Gucci La Famiglia

Demna’s Gucci Debut Reframes the House Through La Famiglia

The new creative director unveils a character-driven lookbook, signaling a reset for Gucci at a pivotal moment.

Gucci unveiled Demna’s first designs as creative director with the release of La Famiglia, a lookbook photographed by Catherine Opie. Rather than waiting for the runway, the Georgian designer chose a digital-first debut, introducing a constellation of archetypal characters that frame his interpretation of the house’s identity. The move places Gucci in the midst of a shifting luxury playbook—where immediacy, narrative, and strategic surprise increasingly weigh as heavily as the runway calendar itself.
The collection features 37 looks, each embodied by figures such as La Principessa, La Diva, and Miss Aperitivo, blending archival references with Demna’s familiar tension between minimalism and theatricality.
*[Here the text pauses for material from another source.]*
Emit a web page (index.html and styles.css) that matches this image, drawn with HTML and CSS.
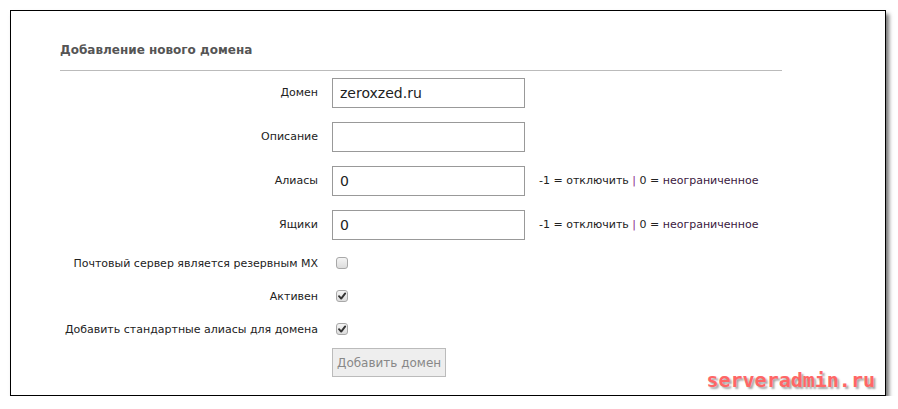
FILE: index.html
```html
<!DOCTYPE html>
<html lang="ru">
<head>
<meta charset="utf-8">
<title>Добавление нового домена</title>
<link rel="stylesheet" href="styles.css">
</head>
<body>
<div class="frame">
  <h2 class="title">Добавление нового домена</h2>
  <form class="form">
    <div class="row">
      <label class="label">Домен</label>
      <div class="field"><input class="text" type="text" value="zeroxzed.ru"></div>
    </div>
    <div class="row">
      <label class="label">Описание</label>
      <div class="field"><input class="text" type="text" value=""></div>
    </div>
    <div class="row">
      <label class="label">Алиасы</label>
      <div class="field"><input class="text" type="text" value="0"><span class="help">-1 = отключить <span class="sep">|</span> 0 = <span class="unl">неограниченное</span></span></div>
    </div>
    <div class="row">
      <label class="label">Ящики</label>
      <div class="field"><input class="text" type="text" value="0"><span class="help">-1 = отключить <span class="sep">|</span> 0 = <span class="unl">неограниченное</span></span></div>
    </div>
    <div class="row check-row">
      <label class="label">Почтовый сервер является резервным MX</label>
      <div class="field"><span class="box"></span></div>
    </div>
    <div class="row check-row">
      <label class="label">Активен</label>
      <div class="field"><span class="box"><svg viewBox="0 0 10 10" width="10" height="10"><path d="M2 5.2 L4.2 7.6 L8.2 2.4" fill="none" stroke="#333" stroke-width="1.9" stroke-linecap="round" stroke-linejoin="round"/></svg></span></div>
    </div>
    <div class="row check-row">
      <label class="label">Добавить стандартные алиасы для домена</label>
      <div class="field"><span class="box"><svg viewBox="0 0 10 10" width="10" height="10"><path d="M2 5.2 L4.2 7.6 L8.2 2.4" fill="none" stroke="#333" stroke-width="1.9" stroke-linecap="round" stroke-linejoin="round"/></svg></span></div>
    </div>
    <div class="row button-row">
      <span class="label"></span>
      <div class="field"><button class="submit" type="button">Добавить домен</button></div>
    </div>
  </form>
  <div class="watermark">serveradmin.ru</div>
</div>
</body>
</html>
```
FILE: styles.css
```css
html, body {
  margin: 0;
  padding: 0;
  background: #fff;
}
body {
  font-family: "DejaVu Sans", Verdana, sans-serif;
  color: #222;
}
.frame {
  position: relative;
  box-sizing: border-box;
  margin: 10px 0 0 10px;
  width: 876px;
  height: 386px;
  border: 1px solid #000;
  box-shadow: 3px 4px 4px rgba(0,0,0,0.55);
  padding: 30px 0 0 49px;
}
.title {
  margin: 0;
  width: 722px;
  font-size: 12px;
  font-weight: bold;
  color: #555;
  line-height: 18px;
  padding-bottom: 11px;
  border-bottom: 1px solid #bbb;
}
.form {
  display: flex;
  flex-direction: column;
  gap: 15px;
  margin-top: 7px;
}
.row {
  display: flex;
  align-items: center;
  height: 29px;
}
.check-row {
  height: 18px;
}
.button-row {
  margin-top: -5px;
}
.label {
  width: 258px;
  text-align: right;
  font-size: 11px;
  color: #222;
  padding-right: 14px;
  box-sizing: content-box;
}
.field {
  display: flex;
  align-items: center;
}
.text {
  box-sizing: border-box;
  width: 193px;
  height: 30px;
  border: 1px solid #999;
  margin: 0;
  padding: 0 7px;
  font-family: "DejaVu Sans", Verdana, sans-serif;
  font-size: 14px;
  color: #222;
  background: #fff;
  outline: none;
}
.help {
  margin-left: 14px;
  font-size: 11px;
  color: #222;
}
.sep { color: #8a2a8a; }
.unl { color: #3a1840; }
.box {
  box-sizing: border-box;
  width: 12px;
  height: 12px;
  margin-left: 4px;
  border: 1px solid #a8a8a8;
  border-radius: 3px;
  background: linear-gradient(#f4f4f4, #dcdcdc);
  display: flex;
  align-items: center;
  justify-content: center;
}
.box svg { display: block; }
.submit {
  box-sizing: border-box;
  height: 29px;
  margin: 0;
  padding: 0 4px;
  white-space: nowrap;
  border: 1px solid #bbb;
  background: #eee;
  color: #888;
  font-family: "DejaVu Sans", Verdana, sans-serif;
  font-size: 12px;
}
.watermark {
  position: absolute;
  right: 10px;
  bottom: 3px;
  font-family: "DejaVu Sans Mono", monospace;
  font-weight: bold;
  font-size: 20px;
  line-height: 24px;
  color: #f66;
  text-shadow: 2px 2px 2px rgba(0,0,0,0.35);
}
```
A monogrammed travel trunk opens the narrative, grounding the story in Guccio Gucci’s origins as a luggage-maker, while other pieces revisit codes like the bamboo bag and Flora print. The casting reinforces Gucci’s Italian roots, while names and styling choices signal a deliberate return to local cultural inflection. The project also foreshadows a short film showing on Tuesday evening in Milan, The Tiger, directed by Spike Jonze and Halina Reijn, extending the debut across media and audiences.
Strategically, the launch lands at a time of contraction for Gucci, with sales down 25 percent in the last quarter and heightened pressure under Kering’s reorganization. Francesca Bellettini, recently installed as president and CEO, has positioned the house for sharper creative definition, and Demna’s lookbook offers just that: a vision that is fragmented yet cohesive, designed to speak to a spectrum of consumer identities rather than a single aesthetic. These archetypes create a visualization of the Gucci crowd. The limited release of La Famiglia also underscores a commercial calculation—an early test of demand ahead of the full runway reveal.
Demna’s debut is less about a singular silhouette than about resetting perception: fragmenting Gucci into multiple characters that together hold the weight of its future. It is a measured first act, but one that signals a willingness to take risks at a moment when the brand can least afford to retreat. The future show will define the scope of this new chapter, but La Famiglia makes one point clear: Gucci’s next era will hinge not on continuity, but on reinvention.